A veteran of the air war over Europe during World War II returns to the sky today in a B-17G Flying Fortress.
However, Dick Wessel of rural Vallonia hopes his landing will be a bit smoother than it was nearly 65 years ago on Sept. 13, 1944.
That's when Wessel, then a 21-year-old bombardier and navigator in the U.S. Army Air Corps, leaped from his B-17G - identical to the plane he'll fly in today - after a bombing run on an I.G. Farben Industries plant in Ludwigshaven, Germany, in a daytime bombing run out of England.
Wessel, now 86, spent eight months as a prisoner of war in Stalag Luft 1 at Barth, Germany.
"I'm excited," Wessel said about today's flight on the Liberty Belle, which will leave from the Mount Comfort Airport east of Indianapolis. "It's going to refuel so many memories."
Wessel only started to talk about his service in the war and time as a POW in the past 10 years or so.
That came at the urging or perhaps nudging of his children, and a "realization the Lord had saved me," he said.
"They were interested," Wessel said of his children "They mentioned I hadn't told them much. It was hard at times. It's still emotional.
"I also had the realization that I had a chest pack tied to my harness because an angel or the Holy Spirit was prompting me to do that," he added.
"We were told to have the chest packs near us, but that day I had it on," Wessel said. "That's why I was saved."
Only Wessel and his plane's pilot, Albert Davis, escaped alive when their B-17 was shot down all those years ago.

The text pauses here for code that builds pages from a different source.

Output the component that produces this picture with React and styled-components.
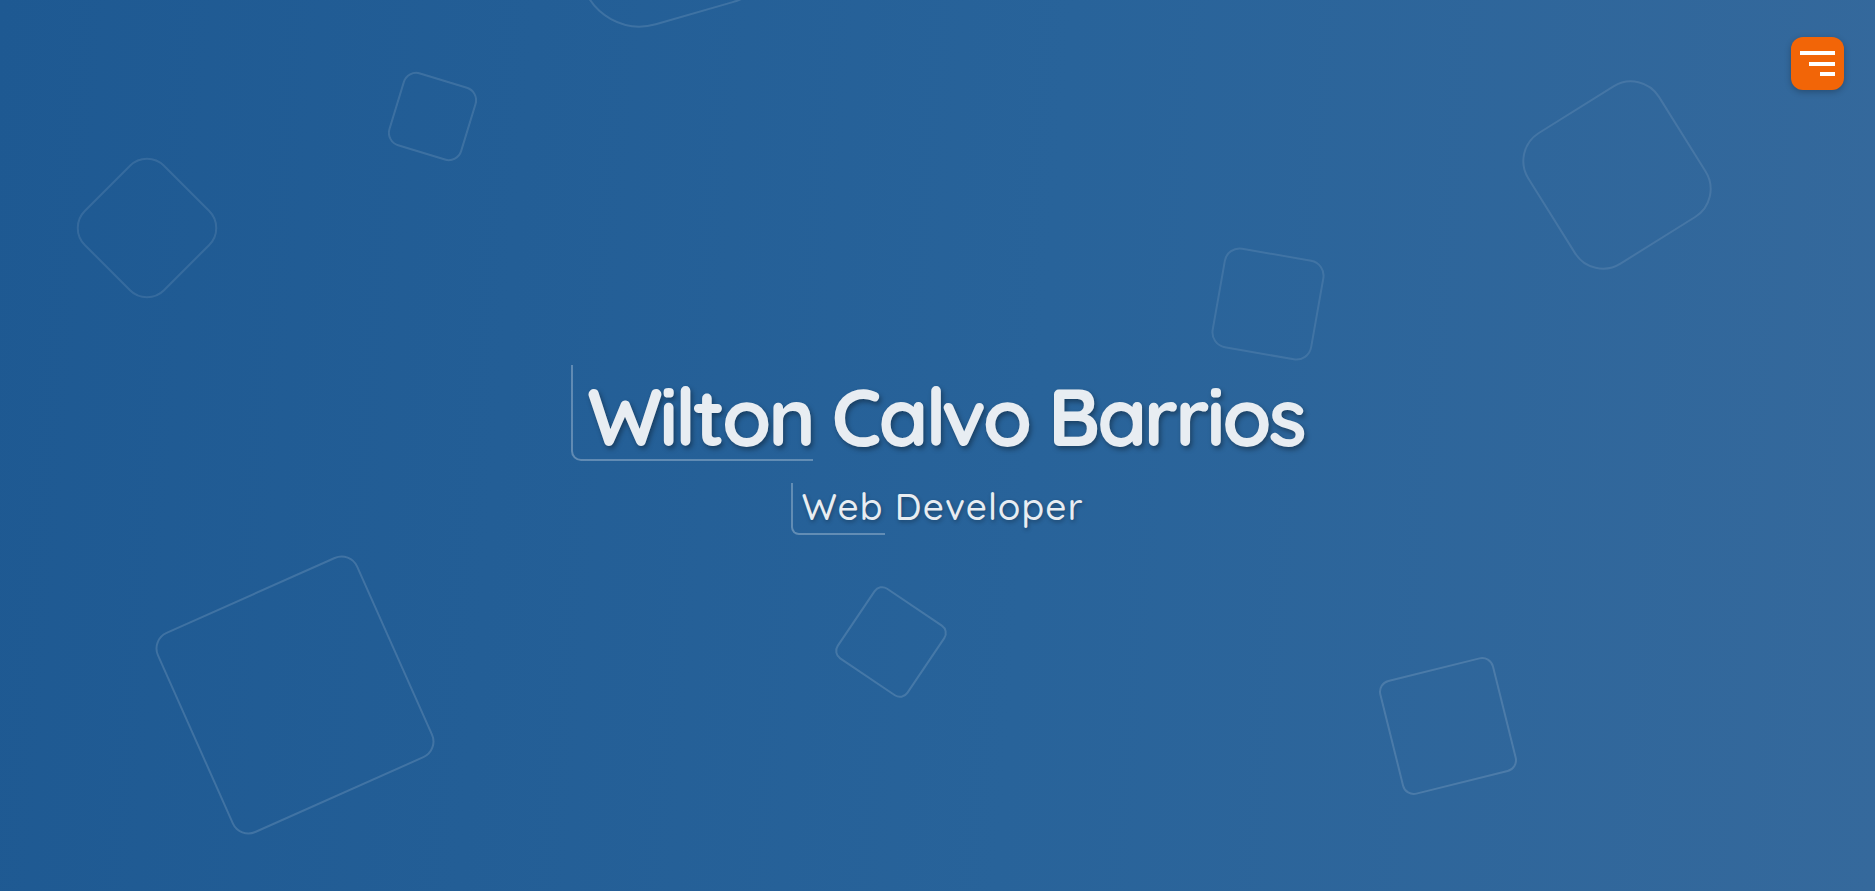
import React from "react";
import styled, { createGlobalStyle } from "styled-components";

const GlobalStyle = createGlobalStyle`
  * { box-sizing: border-box; }
  html, body { margin: 0; padding: 0; height: 100%; overflow: hidden; }
  body {
    font-family: "Quicksand", "Lato", "Noto Sans", sans-serif;
    background: #1e5992;
  }
`;

const Hero = styled.main`
  position: relative;
  width: 100%;
  height: 100vh;
  overflow: hidden;
  background: linear-gradient(95deg, #1e5992 0%, #28639a 55%, #35699c 100%);
  display: flex;
  flex-direction: column;
  align-items: center;
  justify-content: center;
  gap: 21px;
  padding-top: 4px;
`;

const Shape = styled.span`
  position: absolute;
  left: ${(p) => p.$x}px;
  top: ${(p) => p.$y}px;
  width: ${(p) => p.$s}px;
  height: ${(p) => p.$s}px;
  margin-left: ${(p) => -p.$s / 2}px;
  margin-top: ${(p) => -p.$s / 2}px;
  border: 2px solid rgba(255, 255, 255, ${(p) => p.$o});
  border-radius: ${(p) => p.$r}px;
  transform: rotate(${(p) => p.$rot}deg);
  pointer-events: none;
`;

const Title = styled.h1`
  position: relative;
  margin: 0;
  padding: 0 0 0 16px;
  font-family: "Quicksand", "Lato", sans-serif;
  font-weight: 700;
  font-size: 80px;
  line-height: 1.2;
  letter-spacing: -3.4px;
  color: #e8edf2;
  text-shadow: 2px 3px 5px rgba(0, 0, 0, 0.35);
  z-index: 1;

  &::before {
    content: "";
    position: absolute;
    left: 0;
    top: -3px;
    width: 240px;
    height: 94px;
    border-left: 2px solid rgba(255, 255, 255, 0.28);
    border-bottom: 2px solid rgba(255, 255, 255, 0.28);
    border-bottom-left-radius: 10px;
  }
`;

const Subtitle = styled.h2`
  position: relative;
  margin: 0;
  padding: 0 0 0 10px;
  font-family: "Quicksand", "Lato", sans-serif;
  font-weight: 500;
  font-size: 37px;
  line-height: 1.15;
  letter-spacing: 1.1px;
  color: #e8edf2;
  text-shadow: 1px 2px 4px rgba(0, 0, 0, 0.3);
  z-index: 1;

  &::before {
    content: "";
    position: absolute;
    left: 0;
    top: -2px;
    width: 92px;
    height: 50px;
    border-left: 2px solid rgba(255, 255, 255, 0.28);
    border-bottom: 2px solid rgba(255, 255, 255, 0.28);
    border-bottom-left-radius: 8px;
  }
`;

const MenuButton = styled.button`
  position: absolute;
  top: 37px;
  right: 31px;
  width: 53px;
  height: 53px;
  border: none;
  border-radius: 12px;
  background: #f26507;
  box-shadow: 0 2px 6px rgba(0, 0, 0, 0.25);
  display: flex;
  flex-direction: column;
  align-items: flex-end;
  justify-content: center;
  gap: 6.5px;
  padding: 0 9px 0 0;
  cursor: pointer;
  z-index: 2;
`;

const Bar = styled.span`
  display: block;
  width: ${(p) => p.$w}px;
  height: 4px;
  background: #ffffff;
`;

const shapes = [
  { x: 667, y: -82, s: 200, r: 60, rot: -16, o: 0.12 },
  { x: 432, y: 116, s: 77, r: 14, rot: 17, o: 0.12 },
  { x: 147, y: 228, s: 114, r: 25, rot: 45, o: 0.1 },
  { x: 295, y: 695, s: 220, r: 18, rot: -24, o: 0.14 },
  { x: 891, y: 642, s: 86, r: 10, rot: 34, o: 0.14 },
  { x: 1268, y: 304, s: 102, r: 16, rot: 10, o: 0.1 },
  { x: 1617, y: 175, s: 156, r: 34, rot: -32, o: 0.1 },
  { x: 1448, y: 726, s: 118, r: 12, rot: -14, o: 0.14 },
];

export default function App() {
  return (
    <>
      <GlobalStyle />
      <Hero>
        {shapes.map((sh, i) => (
          <Shape key={i} $x={sh.x} $y={sh.y} $s={sh.s} $r={sh.r} $rot={sh.rot} $o={sh.o} />
        ))}
        <MenuButton aria-label="Menu">
          <Bar $w={35} />
          <Bar $w={26} />
          <Bar $w={15} />
        </MenuButton>
        <Title>Wilton Calvo Barrios</Title>
        <Subtitle>Web Developer</Subtitle>
      </Hero>
    </>
  );
}
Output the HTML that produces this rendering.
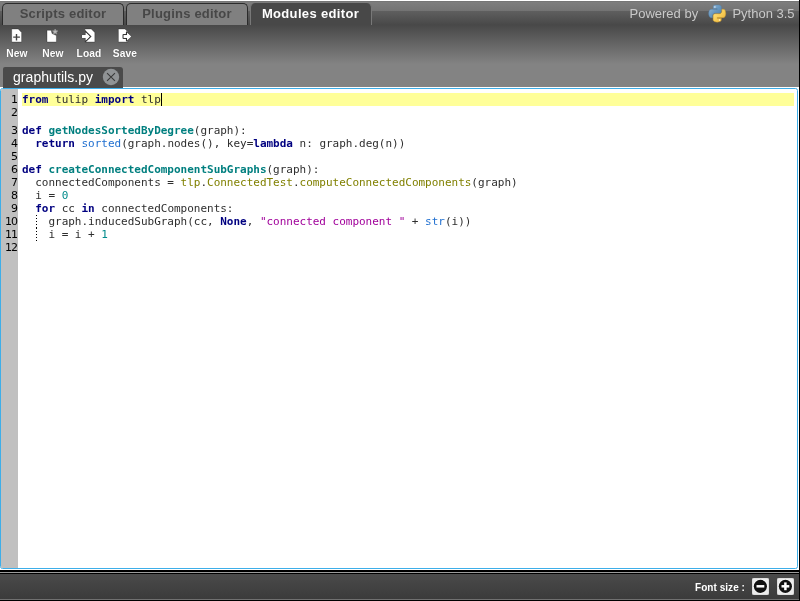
<!DOCTYPE html>
<html>
<head>
<meta charset="utf-8">
<title>Modules editor</title>
<style>
html,body{margin:0;padding:0;}
body{width:800px;height:601px;overflow:hidden;background:#000;position:relative;font-family:"Liberation Sans","DejaVu Sans",sans-serif;}
.abs{position:absolute;}
#root{position:absolute;left:0;top:0;width:799px;height:600px;background:#fff;overflow:hidden;will-change:transform;-webkit-font-smoothing:antialiased;}
#hdr{position:absolute;left:0;top:1px;width:799px;height:86px;
 background:linear-gradient(to bottom,#6d6d6d 0px,#7e7e7e 1px,#737373 10px,#5f5f5f 10px,#484848 24px,#838383 63px,#838383 86px);}
.tab{position:absolute;top:3px;height:21px;border:1px solid #2b2b2b;border-bottom:none;border-radius:5px 5px 0 0;background:#808080;
 color:#474747;font-weight:bold;font-size:13px;line-height:19px;text-align:center;white-space:nowrap;letter-spacing:.2px;}
.tab.act{background:#484848;border-color:#787878;border-top:none;height:22px;line-height:21px;color:#fff;}
.tb{position:absolute;top:47px;letter-spacing:.1px;width:36px;text-align:center;color:#fff;font-weight:bold;font-size:11px;line-height:12px;white-space:nowrap;
 text-shadow:0 0 1px rgba(40,40,40,.6);transform:scaleX(.93);transform-origin:50% 50%;}
.ico{position:absolute;top:27px;width:20px;height:16px;}
.pw{position:absolute;top:6px;color:#c9c9c9;font-size:13px;line-height:16px;white-space:nowrap;}
#ftab{position:absolute;left:3px;top:67px;width:120px;height:21px;background:#4a4a4a;border-radius:2px 3px 0 0;}
#ftab span{position:absolute;left:10px;top:0px;letter-spacing:.06px;color:#fff;font-size:14px;line-height:20px;white-space:nowrap;}
#ed{position:absolute;left:0;top:88px;width:796px;height:479px;border:1px solid #3daee9;border-radius:2.5px;background:#fff;overflow:hidden;}
#gut{position:absolute;left:0;top:0;width:17px;height:479px;background:#c0c0c0;}
.ln{position:absolute;left:0;width:17px;text-align:right;font-family:"DejaVu Sans",sans-serif;font-size:11px;line-height:13px;color:#000;height:13px;}
.cl{position:absolute;left:21px;font-family:"DejaVu Sans Mono","Liberation Mono",monospace;font-size:11px;line-height:13px;height:13px;white-space:pre;color:#2e2e2e;letter-spacing:-0.015px;}
.k{color:#000080;font-weight:bold;}
.f{color:#007f7f;font-weight:bold;}
.b{color:#1f6fd0;}
.o{color:#808000;}
.n{color:#008b8b;}
.s{color:#a0009a;}
#bot{position:absolute;left:0;top:569px;width:799px;height:31px;background:#000;}
#botg{position:absolute;left:0;top:5px;width:799px;height:25px;background:linear-gradient(to bottom,#4a4a4a,#3b3b3b);}
.sq{position:absolute;top:578px;width:17px;height:17px;background:#ececec;border-radius:2px;box-shadow:inset 0 0 0 .5px #d0d0d0;}
</style>
</head>
<body>
<div id="root">
 <div id="hdr"></div>

 <div class="tab" style="left:2px;width:120px;">Scripts editor</div>
 <div class="tab" style="left:126px;width:120px;">Plugins editor</div>
 <div class="tab act" style="left:250px;width:120px;letter-spacing:.34px;text-indent:-1px;">Modules editor</div>

 <div class="pw" style="left:629.5px;">Powered by</div>
 <div class="pw" style="left:732.4px;">Python 3.5</div>
 <svg class="abs" style="left:708px;top:4px;" width="20" height="20" viewBox="0 0 20 20"><g transform="translate(.7,.9) scale(.1535)">
  <defs>
   <linearGradient id="pb" x1="0" y1="0" x2="1" y2="1"><stop offset="0" stop-color="#9cbedb"/><stop offset=".5" stop-color="#6898c0"/><stop offset="1" stop-color="#4c7ba5"/></linearGradient>
   <linearGradient id="py" x1="0" y1="0" x2="1" y2="1"><stop offset="0" stop-color="#ffe98f"/><stop offset=".55" stop-color="#f8cb52"/><stop offset="1" stop-color="#e4ab38"/></linearGradient>
  </defs>
  <path fill="url(#pb)" stroke="#5480a6" stroke-width="3" d="M54.9 0C50.3 0 46 .4 42.100000000000001 1.1C30.8 3.1 28.7 7.3 28.7 15V25.3H55.5V28.7H18.6C10.8 28.7 4 33.3 1.9 42.300000000000004C-.6 52.5 -.7 58.800000000000004 1.9 69.5C3.8 77.4 8.3 83.100000000000009 16.100000000000001 83.100000000000009H25.4V70.8C25.4 62 33 54.2 42.100000000000001 54.2H68.9C76.3 54.2 82.3 48.1 82.3 40.6V15C82.3 7.8 76.2 2.3 68.9 1.1C64.3 .3 59.5 0 54.9 0Z"/>
  <path fill="url(#py)" stroke="#c9962a" stroke-width="3" d="M85.6 28.7V40.6C85.6 49.800000000000004 77.8 57.6 68.9 57.6H42.100000000000001C34.800000000000004 57.6 28.7 63.800000000000004 28.7 71.2V96.7C28.7 104 35 108.3 42.100000000000001 110.3C50.6 112.8 58.7 113.3 68.9 110.3C75.6 108.4 82.3 104.5 82.3 96.7V86.5H55.5V83.100000000000009H95.7C103.5 83.100000000000009 106.4 77.7 109.100000000000009 69.5C111.9 61.1 111.8 53 109.100000000000009 42.300000000000004C107.2 34.5 103.5 28.7 95.7 28.7Z"/>
  <circle cx="40.4" cy="13.3" r="5.2" fill="#e8f0f8"/><circle cx="70.6" cy="98.4" r="5.2" fill="#fff8e0"/>
 </g></svg>

 <!-- toolbar -->
 <svg class="abs" style="left:0;top:26px;" width="150" height="20" viewBox="0 26 150 20">
  <g fill="#fff" stroke="rgba(0,0,0,.28)" stroke-width="1" stroke-linejoin="round">
   <path d="M11.7 29H18.2L21.6 32.4V42H11.7Z"/>
   <path d="M47 30.3H51.2L52 33.5L56.4 35.5V42H47Z"/>
   <path d="M84.9 29H91.2L94.8 32.4V42H84.9Z"/>
   <path d="M118.4 29H125L127.8 31.8V42H118.4Z"/>
  </g>
  <path d="M13.2 37.1H19.9M16.5 34V40.4" stroke="#444" stroke-width="1.4" fill="none"/>
  <path d="M55.15 29.00L55.94 30.66L57.77 30.90L56.43 32.17L56.77 33.97L55.15 33.10L53.53 33.97L53.87 32.17L52.53 30.90L54.36 30.66Z" fill="#bdbdbd" stroke="#969696" stroke-width=".7" stroke-linejoin="round"/>
  <clipPath id="c3"><path d="M84.9 29H91.2L94.8 32.4V42H84.9Z"/></clipPath>
  <clipPath id="c4"><path d="M118.4 29H125L127.8 31.8V42H118.4Z"/></clipPath>
  <path d="M80 35H85.6V32.2L90 36.5L85.6 40.8V38H80Z" fill="none" stroke="#383838" stroke-width="2.2" clip-path="url(#c3)"/>
  <path d="M82 35H85.6V32.2L90 36.5L85.6 40.8V38H82Z" fill="#fff" stroke="rgba(0,0,0,.18)" stroke-width=".8"/>
  <path d="M82 35.2H85.8V32.8L89.6 36.5L85.8 40.2V37.8H82Z" fill="#fff"/>
  <path d="M123.6 35H127V32.4L131.2 36.5L127 40.6V38H123.6Z" fill="none" stroke="#383838" stroke-width="2.2" stroke-linejoin="round" clip-path="url(#c4)"/>
  <path d="M123.6 35H127V32.4L131.2 36.5L127 40.6V38H123.6Z" fill="#fff" stroke="rgba(0,0,0,.18)" stroke-width=".8"/>
  <path d="M123.8 35.2H127.2V33L130.8 36.5L127.2 40V37.8H123.8Z" fill="#fff"/>
 </svg>
 <div class="tb" style="left:-1.2px;">New</div>
 <div class="tb" style="left:34.8px;">New</div>
 <div class="tb" style="left:70.8px;">Load</div>
 <div class="tb" style="left:107px;">Save</div>

 <!-- file tab -->
 <div class="abs" style="left:0;top:87px;width:799px;height:1px;background:#fff;"></div>
 <div id="ftab"><span>graphutils.py</span>
  <svg class="abs" style="left:99px;top:1px;" width="18" height="18" viewBox="0 0 18 18"><circle cx="9" cy="9" r="8.2" fill="#909395"/><path d="M5.05 5.05L12.95 12.95M12.95 5.05L5.05 12.95" stroke="#383838" stroke-width="1.05"/></svg>
 </div>

 <!-- editor -->
 <div id="ed">
  <div id="gut"></div>
  <div class="abs" style="left:0;top:-1px;width:796px;height:480px;">
  <div class="abs" style="left:21px;top:5px;width:772px;height:13px;background:#ffff99;"></div>
  <div class="ln" style="top:5px;">1</div>
  <div class="ln" style="top:18px;">2</div>
  <div class="ln" style="top:36px;">3</div>
  <div class="ln" style="top:49px;">4</div>
  <div class="ln" style="top:62px;">5</div>
  <div class="ln" style="top:75px;">6</div>
  <div class="ln" style="top:88px;">7</div>
  <div class="ln" style="top:101px;">8</div>
  <div class="ln" style="top:114px;">9</div>
  <div class="ln" style="top:127px;letter-spacing:-1px;width:16px;">10</div>
  <div class="ln" style="top:140px;letter-spacing:-1px;width:16px;">11</div>
  <div class="ln" style="top:153px;letter-spacing:-1px;width:16px;">12</div>

  <div class="cl" style="top:5px;"><span class="k">from</span> tulip <span class="k">import</span> tlp</div>
  <div class="abs" style="left:160px;top:5px;width:1px;height:13px;background:#000;"></div>
  <div class="cl" style="top:36px;"><span class="k">def</span> <span class="f">getNodesSortedByDegree</span>(graph):</div>
  <div class="cl" style="top:49px;">  <span class="k">return</span> <span class="b">sorted</span>(graph.nodes(), key=<span class="k">lambda</span> n: graph.deg(n))</div>
  <div class="cl" style="top:75px;"><span class="k">def</span> <span class="f">createConnectedComponentSubGraphs</span>(graph):</div>
  <div class="cl" style="top:88px;">  connectedComponents = <span class="o">tlp</span>.<span class="o">ConnectedTest</span>.<span class="o">computeConnectedComponents</span>(graph)</div>
  <div class="cl" style="top:101px;">  i = <span class="n">0</span></div>
  <div class="cl" style="top:114px;">  <span class="k">for</span> cc <span class="k">in</span> connectedComponents:</div>
  <div class="cl" style="top:127px;">    graph.inducedSubGraph(cc, <span class="k">None</span>, <span class="s">"connected component "</span> + <span class="b">str</span>(i))</div>
  <div class="cl" style="top:140px;">    i = i + <span class="n">1</span></div>
  <div class="abs" style="left:35px;top:127px;width:1px;height:13px;background:repeating-linear-gradient(to bottom,#000 0,#000 1px,transparent 1px,transparent 3px);"></div>
  <div class="abs" style="left:35px;top:140px;width:1px;height:13px;background:repeating-linear-gradient(to bottom,#000 0,#000 1px,transparent 1px,transparent 3px);"></div>
  </div>
 </div>

 <!-- bottom bar -->
 <div id="bot">
  <div class="abs" style="left:0;top:0;width:799px;height:1px;background:#fff;"></div>
  <div class="abs" style="left:0;top:3px;width:799px;height:1px;background:#9c9c9c;"></div>
  <div id="botg"></div>
  <div class="abs" style="left:0;top:30px;width:799px;height:1px;background:#707070;"></div>
 </div>
 <div class="abs" style="left:695px;top:581px;color:#fff;font-weight:bold;font-size:10px;letter-spacing:.05px;line-height:13px;white-space:nowrap;">Font size :</div>
 <div class="sq" style="left:752px;"><svg class="abs" style="left:0;top:0;" width="17" height="17" viewBox="0 0 17 17"><circle cx="8.4" cy="8.3" r="7.1" fill="#fff"/><circle cx="8.4" cy="8.3" r="6.6" fill="#111"/><rect x="4.5" y="7.05" width="7.8" height="2.5" fill="#fff"/></svg></div>
 <div class="sq" style="left:777px;"><svg class="abs" style="left:0;top:0;" width="17" height="17" viewBox="0 0 17 17"><circle cx="8.4" cy="8.3" r="7.1" fill="#fff"/><circle cx="8.4" cy="8.3" r="6.6" fill="#111"/><rect x="4.5" y="7.05" width="7.8" height="2.5" fill="#fff"/><rect x="7.15" y="4.4" width="2.5" height="7.8" fill="#fff"/></svg></div>
</div>
</body>
</html>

"It didn't surprise me that no one else made it," Wessel said. "When I was on the ground, I could see the cigar-shaped part of the plane from the tail to the wings coming down in just a flat spiral."
He later learned that his brother, also serving with Air Corps in England at the time, was told that day that one of the plane's wings had been shot off.
Wessel, however, said he took comfort a few years ago when learning that the five crew members who perished that day were buried together at a cemetery in Germany.
"That brought some closure," he said. "It made me feel some peace."
The plane had dropped its load of bombs and was back in formation when German anti-aircraft guns shot it down. He landed in a plowed field near a German army camp and marched to Worms.
Complications with the bomb bay doors contributed to the plane being nailed.
"That was the cause of our problems," Wessel said. "We couldn't get them to close, so we lost altitude in order to try to keep up with the squadron. But we were low enough that anti-aircraft guns could hit us."
Wessel's son, John, tipped him off about the B-17G flights out of Mount Comfort today. The flights are on the Liberty Belle, part of the Tulsa, Okla.-based Liberty Foundation.
During World War II, the plane completed 64 missions over Europe.